Han Chinese politician and scholar of the Qing dynasty (1631–1694)

Xu Qianxue (徐乾學‎ (Xú Qiánxué, Hsu Ch‘ien-hsueh), 24 November 1631 - 8 September 1694) was a Han Chinese politician, scholar, and bibliophile of the Qing dynasty.

==Career==

Xu Qianxue was born in Kunshan in Jiangsu province in 1631. He obtained a jinshi degree in the imperial examination in 1670, ranking third overall as a Tanhua. In 1672, he was placed in charge of supervising the Shun-t'ien provincial examinations. He was tasked with compiling the History of Ming in 1682 before being promoted to the sub-chancellorship of the Grand Secretariat in 1685. He concurrently served as an instructor in the Hanlin Academy. The following year, Xu was appointed vice-president of the Board of Rites and was made president of the Censorate in 1687. At the same time, Xu served as director-general of the commission appointed to compile the Comprehensive Geography of the Empire (大明一統志). Xu then became president of the Board of Punishments in 1688 as well as chief examiner of the metropolitan examination.

Xu was heavily involved in the factional struggles between Mingju and Songgotu in the late-seventeenth century. He supported Mingju's 'northern party' against Songgotu, but formed his own 'southern party' after falling out with Mingju. Xu also had a bitter rivalry with Li Guangdi, who considered him 'treacherous and dangerous in Court politics'. Xu resigned from office after he was accused to taking bribes from Zhang Qian, who was then governor of Huguang. However, Xu remained in Beijing to supervise various literary projects. After his opponents accused one of his sons of, among other offences, obtaining his jinshi degree fraudulently, Xu resigned from these literary duties in the capital and returned home in 1690 to work on the Comprehensive Geography of the Empire with other leading scholars.

Accusations of bribery, oppression of the common people, and misdemeanours committed by his family and servants followed Xu into retirement.
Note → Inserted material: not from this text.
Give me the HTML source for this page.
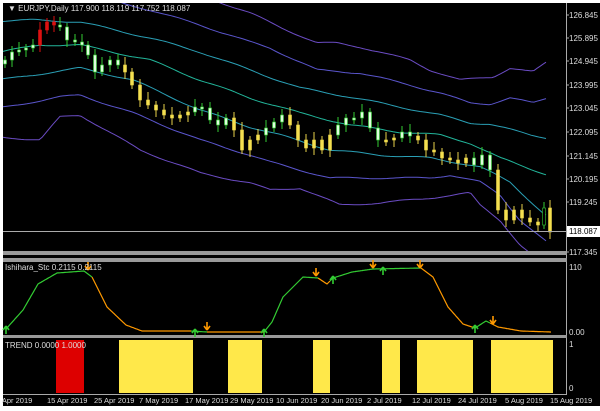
<!DOCTYPE html><html><head><meta charset="utf-8"><style>
body{margin:0;background:#fff;width:600px;height:406px;overflow:hidden;font-family:"Liberation Sans",sans-serif}
svg text{font-family:"Liberation Sans",sans-serif;font-size:8px;fill:#ddd}
#dates text{font-size:7.5px}
</style></head><body>
<svg id="s" width="600" height="406" xmlns="http://www.w3.org/2000/svg">
<defs><clipPath id="cp"><rect x="3" y="3" width="563" height="248"/></clipPath></defs>
<rect x="0" y="0" width="600" height="406" fill="#000"/>
<rect x="0" y="0" width="600" height="3" fill="#fff"/>
<rect x="0" y="0" width="3" height="406" fill="#fff"/>
<line x1="566.5" y1="3" x2="566.5" y2="394" stroke="#aaa"/>
<rect x="3" y="251" width="564" height="4" fill="#999"/>
<rect x="3" y="258" width="564" height="4" fill="#999"/>
<rect x="3" y="335" width="564" height="3" fill="#999"/>
<line x1="3" y1="394.5" x2="567" y2="394.5" stroke="#aaa"/>
<g id="bands" clip-path="url(#cp)"></g><g id="candles"></g>
<line x1="3" y1="231.5" x2="566" y2="231.5" stroke="#aaa" stroke-width="1"/>
<rect x="567" y="226" width="33" height="11" fill="#fff"/>
<text x="569" y="234" style="fill:#000">118.087</text>
<g id="ax"></g>
<text x="8" y="11">▼ EURJPY,Daily  117.900 118.119 117.752 118.087</text>
<g id="trend"></g>
<g id="stc"></g>
<text x="5" y="270">Ishihara_Stc 0.2115 0.2115</text>
<text x="5" y="348">TREND 0.0000 1.0000</text>
<text x="569" y="270">110</text><text x="569" y="335">0.00</text>
<text x="569" y="347">1</text><text x="569" y="391">0</text>
<g id="dates"></g>
</svg>
<script>
var NS="http://www.w3.org/2000/svg";
function el(p,t,a){var e=document.createElementNS(NS,t);for(var k in a)e.setAttribute(k,a[k]);document.getElementById(p).appendChild(e);return e;}
function txt(p,x,y,s){var e=el(p,"text",{x:x,y:y});e.textContent=s;}
var pl=[["126.845",15],["125.895",38],["124.945",61],["123.995",85],["123.045",108],["122.095",132],["121.145",156],["120.195",179],["119.245",202],["117.345",252]];
pl.forEach(function(p){txt("ax",569,p[1]+3,p[0]);el("ax","line",{x1:566,y1:p[1],x2:569,y2:p[1],stroke:"#aaa"});});
function interp(pts,x){if(x<=pts[0][0])return pts[0][1];for(var i=0;i<pts.length-1;i++){if(x<=pts[i+1][0]){var t=(x-pts[i][0])/(pts[i+1][0]-pts[i][0]);return pts[i][1]+t*(pts[i+1][1]-pts[i][1]);}}return pts[pts.length-1][1];}
var L=[
[[0,-36],[80,-30],[150,-15],[200,-5],[250,13],[280,27],[317,43],[337,43],[360,47],[410,60],[430,70],[460,80],[493,77],[510,68],[533,72],[547,62]],
[[0,-7],[80,-7],[150,10],[200,25],[250,42],[270,48],[317,70],[360,73],[410,85],[440,93],[470,103],[490,104],[510,98],[533,103],[547,98]],
[[0,21],[35,20],[80,22],[150,38],[200,52],[250,70],[300,88],[350,97],[400,107],[440,115],[470,123],[490,124],[530,135],[548,138]],
[[0,52],[40,45],[80,45],[150,60],[200,80],[250,98],[300,113],[350,125],[400,132],[440,135],[470,143],[500,158],[548,175]],
[[0,80],[80,68],[133,80],[200,110],[250,127],[280,135],[330,150],[380,155],[430,158],[470,165],[480,167],[510,182],[545,215]],
[[0,108],[60,97],[80,95],[133,113],[200,140],[250,155],[270,162],[330,178],[380,178],[430,178],[450,175],[480,182],[500,195],[520,220],[550,245]],
[[0,137],[40,140],[60,117],[80,115],[140,150],[200,173],[250,183],[270,190],[300,188],[340,205],[380,203],[430,198],[470,193],[480,205],[500,220],[520,245],[540,262]]];
var cols=["#6b4cc4","#5a55cc","#2a9fb5","#22b59a","#2a9fb5","#5a55cc","#6b4cc4"];
L.forEach(function(pts,k){var d="";for(var x=3;x<=548;x+=3){var y=interp(pts,x)+Math.sin(x/11+k)*0.8;d+=(x==3?"M":"L")+x+" "+y.toFixed(1);}el("bands","path",{d:d,fill:"none",stroke:cols[k],"stroke-width":1});});
var c=[[5,60],[12,52],[19,50],[26,48],[33,45],[40,30],[47,22],[54,25],[60,27],[67,40],[75,42],[82,45],[88,55],[95,72],[102,65],[110,60],[118,65],[125,72],[132,85],[140,100],[148,105],[156,110],[164,115],[172,118],[180,115],[188,112],[195,107],[202,108],[210,120],[218,125],[226,118],[234,130],[242,150],[250,140],[258,135],[266,128],[274,122],[282,115],[290,125],[298,140],[306,148],[314,140],[322,150],[330,135],[338,125],[346,118],[354,118],[362,112],[370,128],[378,140],[386,140],[394,138],[402,132],[410,136],[418,140],[426,150],[434,152],[442,158],[450,160],[458,163],[466,158],[474,165],[482,155],[490,170],[498,210],[506,220],[514,210],[522,218],[530,222],[538,225],[544,208],[550,232]];
var yel=[[119,193],[228,262],[313,330],[382,400],[417,473],[491,553]];
var cyel=[[119,193],[228,262],[290,330],[382,400],[417,473],[491,553]];
for(var i=0;i<c.length;i++){var x=c[i][0],cl=c[i][1],op=i?c[i-1][1]:64;
var col="#3c3",body="#dfd";
if(x>=38&&x<=58){col="#d11";body="#d11";}
else{for(var j=0;j<cyel.length;j++)if(x>=cyel[j][0]&&x<=cyel[j][1]){col="#e8d24a";body="#f5e050";}}
if(x>=540&&x<=546){col="#3c3";body="#000";}
var t=Math.min(op,cl),b=Math.max(op,cl);if(b-t<2)b=t+2;
el("candles","line",{x1:x,y1:t-4-(i%3)*2,x2:x,y2:b+4+(i%2)*3,stroke:col});
el("candles","rect",{x:x-1.5,y:t,width:3,height:b-t,fill:body,stroke:col,"stroke-width":0.6});}
el("trend","rect",{x:56,y:340,width:28,height:53,fill:"#d00"});
yel.forEach(function(r){el("trend","rect",{x:r[0],y:340,width:r[1]-r[0],height:53,fill:"#ffe84a"});});
var sp2=[[6,329],[23,310],[38,284],[57,273],[84,271],[92,277],[107,307],[126,325],[142,331],[191,331],[207,332],[264,332],[272,322],[283,297],[303,277],[318,278],[327,284],[333,278],[352,272],[373,269],[421,268],[433,277],[448,307],[463,324],[475,328],[486,321],[498,327],[521,331],[551,332]];
var segs=[[6,92,"#3c3"],[92,191,"#f90"],[191,207,"#3c3"],[207,264,"#f90"],[264,318,"#3c3"],[318,330,"#f90"],[330,421,"#3c3"],[421,475,"#f90"],[475,490,"#3c3"],[490,551,"#f90"]];
segs.forEach(function(s){var d="";for(var x=s[0];x<=s[1];x+=1){d+=(x==s[0]?"M":"L")+x+" "+interp(sp2,x).toFixed(1);}el("stc","path",{d:d,fill:"none",stroke:s[2],"stroke-width":1.2});});
function arr(x,y,up,col){var d=up?"M"+x+" "+(y-6)+"L"+(x-3)+" "+(y-2)+"M"+x+" "+(y-6)+"L"+(x+3)+" "+(y-2)+"M"+x+" "+(y-6)+"L"+x+" "+(y+2):"M"+x+" "+(y+2)+"L"+(x-3)+" "+(y-2)+"M"+x+" "+(y+2)+"L"+(x+3)+" "+(y-2)+"M"+x+" "+(y+2)+"L"+x+" "+(y-6);el("stc","path",{d:d,fill:"none",stroke:col,"stroke-width":1.6});}
[[6,332],[195,335],[264,335],[333,282],[383,273],[475,331]].forEach(function(p){arr(p[0],p[1],true,"#3c3");});
[[88,268],[207,328],[316,274],[373,266],[420,266],[493,322]].forEach(function(p){arr(p[0],p[1],false,"#f90");});
var ds=[[-4,"1 Apr 2019"],[47,"15 Apr 2019"],[94,"25 Apr 2019"],[139,"7 May 2019"],[185,"17 May 2019"],[230,"29 May 2019"],[276,"10 Jun 2019"],[321,"20 Jun 2019"],[367,"2 Jul 2019"],[412,"12 Jul 2019"],[458,"24 Jul 2019"],[505,"5 Aug 2019"],[550,"15 Aug 2019"]];
ds.forEach(function(d){txt("dates",d[0],403,d[1]);});
</script>
</body></html>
According to Qizhi Zhang, Xu had developed an infamous reputation for abuse of power and taking bribes. There were popular ballads satirizing Xu's wealth 'piled up to the sky'. Consequently, he was stripped of his official rank and honours in 1691. In 1694, Xu was summoned to the capital to serve in various literary posts; however, he died before he could take office again.

== Family ==
Xu had five sons, all of whom also obtained jinshi degrees. His two younger brothers, Xu Bingyi and Xu Yuanwen, were jinshi degree holders as well. In addition, Xu was a nephew of Gu Yanwu, another famed scholar-official in the Qing Dynasty.